Category: Financial/Accounting Strategies

Revolving funds are internal investment vehicles that provide funding to internal parties for implementing sustainability projects that generate cost savings. The savings replenish the fund for the next round of investments, creating a cycle of investment and returns for funding sustainable education, research, operations, planning, administration, and engagement. Revolving funds are often managed by student-only groups or special committees of students, faculty, and staff.
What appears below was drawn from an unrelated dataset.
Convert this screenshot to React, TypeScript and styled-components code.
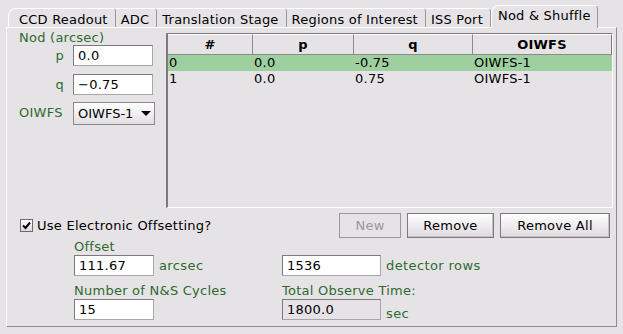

Energy management teams also use this concept as part of Strategic Energy Management.

Benefits

  • Provides a funding source to implement ideas generated by students, faculty, and staff
  • Hands-on opportunity for student creativity, leadership, and entrepreneurship
  • Visibility, reach, and impact of sustainability projects can grow with each re-investment cycle

Challenges

  • Need to find a source of seed capital
  • Projects many have uncertain or variable return on investment
  • May require long-term staffing as student leaders graduate

Impacts

  • GHG Impact

    Moderate

    Projects funded are typically pilot-scale.

  • Economic Impact

    Net Savings

    Depends on the initial amount set aside for the fund. Larger amounts of money can yield higher ROIs as sustainability initiatives typically have a high initial cost. 

  • Feasibility

    Doable

    Requires initial investment.

  • Timeline

    1-2 years

  • Maintenance

    Moderate

    A group of students, faculty and/or staff need to oversee funds and grant projects.